Segundo Jones Manoel, haveria essas condições favoráveis:

“No último domingo, vimos 78,27% dos chilenos dizer não à atual Constituição – o que significa que o movimento conquistou, também, amplos setores das camadas médias. A assembleia constituinte exclusiva terá também paridade de gênero e elementos de representação de povos originários. Esse ponto é importante. (…) A partir de agora, o centro da luta de classes será o conteúdo, a forma política estatal-burguesa que sairá desta Constituição. (…) Nós temos alguns sinais positivos. Daniel Jadue, militante do Partido Comunista Chileno e prefeito de Recoleta, é o favorito em todas as pesquisas eleitorais à presidência no Chile, como noticia o Opera Mundi. Aliado a isso, não me parece que a burguesia chilena tenha encontrado até agora uma tática para barrar a ascensão do movimento de massas. A resposta centrada em repressão, repressão e mais repressão não tem dado o resultado esperado. (…) Vamos acompanhar com esperança e solidariedade militantes os próximos capítulos da luta de classes no Chile”.

A “análise” do blogueiro do PCB é o resultado de um otimismo vão e vulgar, que não tem fundamento algum na realidade. Mas mais do que um erro pontual, é a expressão do fenômeno da “frente ampla”: Jones Manoel é um dos cabos eleitorais de Guilherme Boulos, que vive repetindo, como um “profeta”, que o PSOL irá vencer as eleições e que, sabe-se lá por que, isso representaria uma virada na luta contra o fascismo. Esse “otimismo”, no final das contas, apenas serve para desmobilizar os setores que compreendem a seriedade da situação e estão dispostos a travar uma luta contra seus inimigos políticos.

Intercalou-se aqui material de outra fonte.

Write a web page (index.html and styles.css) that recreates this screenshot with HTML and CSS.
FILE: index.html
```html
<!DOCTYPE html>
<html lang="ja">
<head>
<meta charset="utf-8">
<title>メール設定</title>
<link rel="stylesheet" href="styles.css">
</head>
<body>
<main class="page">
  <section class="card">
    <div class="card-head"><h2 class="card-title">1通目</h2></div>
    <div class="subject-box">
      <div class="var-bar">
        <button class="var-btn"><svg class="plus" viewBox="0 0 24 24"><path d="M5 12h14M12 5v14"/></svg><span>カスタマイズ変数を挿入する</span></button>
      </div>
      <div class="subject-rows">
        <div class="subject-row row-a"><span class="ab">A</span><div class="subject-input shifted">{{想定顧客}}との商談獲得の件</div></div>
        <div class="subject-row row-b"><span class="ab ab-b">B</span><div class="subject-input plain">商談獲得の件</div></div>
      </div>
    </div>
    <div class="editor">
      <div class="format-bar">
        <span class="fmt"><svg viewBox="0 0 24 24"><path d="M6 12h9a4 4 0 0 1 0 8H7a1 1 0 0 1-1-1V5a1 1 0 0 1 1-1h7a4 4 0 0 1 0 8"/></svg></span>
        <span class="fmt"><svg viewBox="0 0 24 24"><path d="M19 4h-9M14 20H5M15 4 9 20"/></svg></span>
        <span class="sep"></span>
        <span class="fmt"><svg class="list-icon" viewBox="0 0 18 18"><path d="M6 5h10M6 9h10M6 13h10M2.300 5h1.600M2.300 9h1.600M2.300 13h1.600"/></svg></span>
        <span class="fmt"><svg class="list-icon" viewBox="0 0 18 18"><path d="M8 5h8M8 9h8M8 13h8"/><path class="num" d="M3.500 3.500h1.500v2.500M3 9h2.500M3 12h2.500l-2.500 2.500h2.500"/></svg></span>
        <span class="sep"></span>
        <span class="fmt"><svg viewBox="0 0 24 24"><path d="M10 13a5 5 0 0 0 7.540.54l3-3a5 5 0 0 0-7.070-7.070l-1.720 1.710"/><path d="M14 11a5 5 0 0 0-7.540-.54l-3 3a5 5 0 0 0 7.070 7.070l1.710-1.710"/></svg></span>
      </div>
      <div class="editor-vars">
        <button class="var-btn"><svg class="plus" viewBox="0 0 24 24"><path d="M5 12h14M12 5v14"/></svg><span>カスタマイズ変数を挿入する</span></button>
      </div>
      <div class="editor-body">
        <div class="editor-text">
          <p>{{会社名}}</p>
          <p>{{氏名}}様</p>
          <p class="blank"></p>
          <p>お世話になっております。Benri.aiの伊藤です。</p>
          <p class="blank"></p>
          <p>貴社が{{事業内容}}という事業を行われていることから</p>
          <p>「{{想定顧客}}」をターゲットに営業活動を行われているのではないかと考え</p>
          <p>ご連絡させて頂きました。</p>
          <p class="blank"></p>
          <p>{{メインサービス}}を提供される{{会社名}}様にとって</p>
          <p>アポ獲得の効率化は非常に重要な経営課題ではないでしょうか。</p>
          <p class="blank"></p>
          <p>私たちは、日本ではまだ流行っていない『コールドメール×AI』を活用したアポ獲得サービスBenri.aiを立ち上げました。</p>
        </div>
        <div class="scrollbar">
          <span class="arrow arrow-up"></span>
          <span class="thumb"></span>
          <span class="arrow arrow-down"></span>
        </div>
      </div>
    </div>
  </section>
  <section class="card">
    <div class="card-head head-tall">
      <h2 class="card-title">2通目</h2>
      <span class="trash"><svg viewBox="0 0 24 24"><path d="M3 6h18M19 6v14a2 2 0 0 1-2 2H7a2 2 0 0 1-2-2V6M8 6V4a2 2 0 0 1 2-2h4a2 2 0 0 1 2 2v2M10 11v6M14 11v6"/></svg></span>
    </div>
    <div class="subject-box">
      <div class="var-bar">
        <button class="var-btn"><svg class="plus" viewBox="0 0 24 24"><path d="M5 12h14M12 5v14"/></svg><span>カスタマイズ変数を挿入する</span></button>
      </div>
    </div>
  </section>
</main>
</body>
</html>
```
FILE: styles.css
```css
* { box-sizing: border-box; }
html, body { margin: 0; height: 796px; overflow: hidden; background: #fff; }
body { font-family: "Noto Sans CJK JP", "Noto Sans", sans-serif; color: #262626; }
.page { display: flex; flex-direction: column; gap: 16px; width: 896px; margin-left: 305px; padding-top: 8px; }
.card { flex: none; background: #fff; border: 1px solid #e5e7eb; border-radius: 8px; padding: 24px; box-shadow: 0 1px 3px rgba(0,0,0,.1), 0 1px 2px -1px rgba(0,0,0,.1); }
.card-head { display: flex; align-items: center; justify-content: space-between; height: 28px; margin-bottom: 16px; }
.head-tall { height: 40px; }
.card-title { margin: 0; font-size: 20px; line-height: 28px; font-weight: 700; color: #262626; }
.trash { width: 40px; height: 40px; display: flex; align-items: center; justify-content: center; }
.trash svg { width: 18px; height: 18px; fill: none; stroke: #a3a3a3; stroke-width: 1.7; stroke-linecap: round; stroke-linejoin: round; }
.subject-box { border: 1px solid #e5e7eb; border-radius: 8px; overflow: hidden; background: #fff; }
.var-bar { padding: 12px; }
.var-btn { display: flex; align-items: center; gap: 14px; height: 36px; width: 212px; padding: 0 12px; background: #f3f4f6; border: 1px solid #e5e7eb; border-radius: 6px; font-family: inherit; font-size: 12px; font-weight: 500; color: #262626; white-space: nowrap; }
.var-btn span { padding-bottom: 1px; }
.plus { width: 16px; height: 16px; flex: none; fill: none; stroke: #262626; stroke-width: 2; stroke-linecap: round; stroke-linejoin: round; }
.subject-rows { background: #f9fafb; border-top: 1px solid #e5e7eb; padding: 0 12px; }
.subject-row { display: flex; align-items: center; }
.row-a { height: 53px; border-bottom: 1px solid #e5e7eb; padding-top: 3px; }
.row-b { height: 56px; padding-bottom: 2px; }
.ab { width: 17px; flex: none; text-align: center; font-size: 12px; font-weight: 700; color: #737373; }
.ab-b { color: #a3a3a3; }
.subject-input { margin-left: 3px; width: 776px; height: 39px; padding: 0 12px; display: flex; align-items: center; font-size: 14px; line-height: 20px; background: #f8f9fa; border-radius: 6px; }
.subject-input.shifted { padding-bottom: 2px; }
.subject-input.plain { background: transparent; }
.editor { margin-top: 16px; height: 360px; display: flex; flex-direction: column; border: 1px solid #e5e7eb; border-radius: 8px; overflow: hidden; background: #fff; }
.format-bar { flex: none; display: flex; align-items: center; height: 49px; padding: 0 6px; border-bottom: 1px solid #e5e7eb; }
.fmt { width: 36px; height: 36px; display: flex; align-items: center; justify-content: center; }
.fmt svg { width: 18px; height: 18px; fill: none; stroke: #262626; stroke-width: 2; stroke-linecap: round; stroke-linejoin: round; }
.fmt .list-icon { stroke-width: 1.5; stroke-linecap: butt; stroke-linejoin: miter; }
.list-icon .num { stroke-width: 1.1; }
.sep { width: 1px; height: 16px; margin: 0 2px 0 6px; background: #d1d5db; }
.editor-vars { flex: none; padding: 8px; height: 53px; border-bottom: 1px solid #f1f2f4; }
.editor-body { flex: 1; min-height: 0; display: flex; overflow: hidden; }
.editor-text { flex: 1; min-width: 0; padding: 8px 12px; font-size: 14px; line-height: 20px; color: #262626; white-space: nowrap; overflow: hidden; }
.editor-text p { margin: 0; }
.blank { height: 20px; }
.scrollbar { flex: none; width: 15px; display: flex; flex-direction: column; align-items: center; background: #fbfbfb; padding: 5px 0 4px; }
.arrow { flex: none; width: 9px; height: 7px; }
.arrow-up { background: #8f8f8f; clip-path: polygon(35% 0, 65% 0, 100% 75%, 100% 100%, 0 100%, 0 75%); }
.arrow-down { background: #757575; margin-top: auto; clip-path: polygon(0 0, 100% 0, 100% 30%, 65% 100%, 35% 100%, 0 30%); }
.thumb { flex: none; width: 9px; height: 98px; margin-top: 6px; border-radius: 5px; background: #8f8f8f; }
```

Vejamos, agora, qual é a realidade do Chile.

Em primeiro lugar, a aprovação quase absoluta de uma nova Constituição mostra que há um acordo entre a esquerda, a direita e até mesmo a extrema-direita no Chile. Se a Constituição fosse o resultado de uma verdadeira guerra da população contra a burguesia, o resultado não seria tão folgado. Além disso, a Constituição terá apenas 155 deputados. O número reduzido de representantes sempre foi uma tática da burguesia para aumentar seu controle sobre qualquer processo. Ao mesmo tempo, será preciso 2/3 dos votos para decidir cada questão da Constituinte, o que obrigará a esquerda a se unir à direita para conseguir aprovar suas resoluções.

Não é à toa, portanto, que a Constituinte foi aplaudida em todo o mundo “democrático” — isto é, pelo imperialismo. Os mesmos órgãos de imprensa venais que chamam a Venezuela de “ditadura” ficaram entusiasmados com o processo constituinte no Chile. Ou seja, para o imperialismo, a Constituinte foi um excelente acordo e uma farsa contra todo o movimento popular. Para a esquerda, contudo, trata-se de uma colaboração vergonhosa com os inimigos do povo.

No fim das contas, a Constituinte chilena seguirá a mesma lei eleitoral de Augusto Pinochet. O voto será distrital, o que significará que nem todo voto valerá, de fato, um voto. O voto de todos os cidadãos de um distrito corresponderá a um único voto, o que é mais uma meio para a burguesia controlar o processo. Nem mesmo dentro dos distritos, os votos são de fato iguais, pois são contabilizados através de uma fórmula matemática muito complexa e obscura. Por fim, o acordo da Constituinte manterá Sebastián Piñera no poder, a polícia continuará matando do mesmo jeito e o regime continuará de pé. Analisado deste ponto de vista, a Constituinte não é uma vitória popular, mas sim uma manobra conscientemente articulada pela burguesia para impedir que o movimento popular prosseguisse com suas reivindicações mais urgentes.